Este català a Madrid llegó a la Villa en 2003 por aquellos azares del amor y nunca se aburrió, como me contaba la última vez que nos vimos. Era un editor e intelectual tranquilo –escribió su amigo y periodista Manuel Campo Vidal en El País– que también hizo política, porque ya sabemos lo que pasa si no la hacemos nosotros, como diría Joan Fuster. Uno de los aspectos que más he apreciado de su amistad y persona ha sido su claridad. El Nani no se iba por las ramas cuando se trataba de decir lo que pensaba. En el mundo de la política, comenzó en la gestión municipal en el Ayuntamiento de Cornellà donde se forjó. Siempre lo decía, los políticos útiles para los ciudadanos se forman a pie de calle, gestionando presupuestos municipales y llevando a cabo proyectos siempre con una memoria económica. El resto es vender humo. Clar i català!, como él.
El Nani ha sido un hombre generoso, como buen catalán –perdonad, pero nunca he entendido el tópico–, hasta el punto de venir a Madrid cuando tropezó con su tesoro más oculto, Carmen García Somolinos, enfermera de profesión y que conoció en los campamentos del Sahara Occidental cuando aún era parlamentario en Cataluña. Y no se lo pensó dos veces e hizo la maleta cuando se jubiló, si es que alguna vez lo hizo. Quiero remarcar este hecho porque Nani era un hombre de otra generación, pero no lo dudó. Si él estuviera escribiendo estas líneas diría que, efectivamente, lo era, pero que ya sabía dónde había puesto el ojo. A pesar de su año de nacimiento y su trayectoria, siempre trató a todo el mundo –así lo experimenté yo– de igual a igual, con una cercanía y confianza que te desarmaba desde el principio.
Conocí a Ignasi en 2015 en el Cercle Català de Madrid. Me acerqué a esta institución cuando iba a publicar mi primer poemario, Olor de poma verda. El president del Cercle por aquellos años, Albert Masquef me acogió generosamente y me propuso participar en el club de lectura que conducía Riera.
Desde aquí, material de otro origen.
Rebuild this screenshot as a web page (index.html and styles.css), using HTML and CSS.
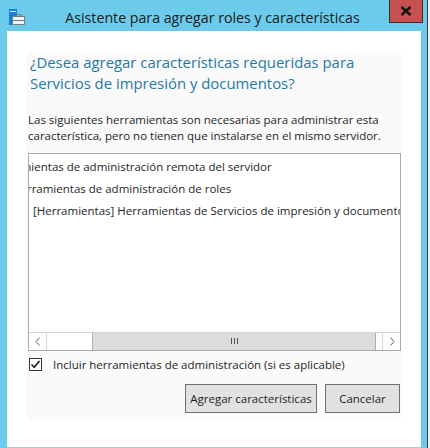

Recuerdo la primera vez que hablamos. Me pidió el poemario para leerlo, mientras le devolvía a Alberto otro libro que acababa de leer. La crítica literaria que le hizo Nani era que la autora debía volver a escribir el libro. No hace falta que os diga que aquel comentario me dejó helada y temí lo que diría después de leer mis poemas. Tardé días en enviárselos y me respondió al correo electrónico reprochándome la espera. Los leyó enseguida, porque Nani era un lector voraz. Con razón afirmaba que lo primero que debíamos ser era lectores. Sin ellos, no hay literatura. Con cautela, comparecí pensando que no podía volver a escribir unos versos que había revisado decenas de veces. Por segunda vez, Nani fue generoso y me dijo lo que sinceramente pensaba.
Entonces descubrí la importancia de que alguien de letras te dé su opinión franca sobre lo que escribes. Nani anotaba todo aquello que le emocionaba y también lo que veía mejorable. Y lo hacía con una naturalidad que iniciaba un diálogo fecundo, durante el cual yo defendía el porqué de la decisión expresiva. A veces, lo convencía; otras, le daba yo la razón y ejecutaba el cambio.
De Nani he podido aprender un puñado de cosas sobre la generosidad con los demás y sobre la literatura y el mundo literario también, pero lo que más me ha conmovido ha sido su actitud frente a la muerte que sabía que venía a buscarlo y que aceptó con una serenidad, que envidio y quiero para mí. Nuestros últimos encuentros en aquella cocina pequeña, con una gran ventana por donde entra la luz y donde le gustaba tanto sentarse, han sido una lección de vida. Allí Nani continuó haciendo lo que más le gustaba: leer, escribir, conversar con gente querida… Le faltó poder comer ya que, en este punto, la vida lo golpeó donde más le dolía. Nani era un amante de la buena cocina como quedó patente en su bibliografía. De todos modos, por fortuna, una copa de vino lo acompañó en la celebración de la vida y de la muerte hasta casi el final. De los libros se aprende mucho, pero de la vida y de los bares, más aún. A pesar de la tristeza, debo confesaros que, estos últimos meses, he salido de aquella casa con una sonrisa en el alma ante la actitud socarrona de un hombre que bromeaba con sus horas contadas. Estoy segura de que en el infierno le espera un buen arroz a banda.
Por todo ello, Nani, te debo un cuento. Como aquel que me contaste tú un buen número de veces, como lo hacen los abuelos con los niños pequeños, cuando el poeta Estellés estaba también al borde la muerte y tú eras secretario de la AELC y fuiste a verlo. Me has grabado en el corazón lo que escribiré para intentar averiguar el significado de su título, L’alegria de la mort. ¡Gracias, Nani, por tanto!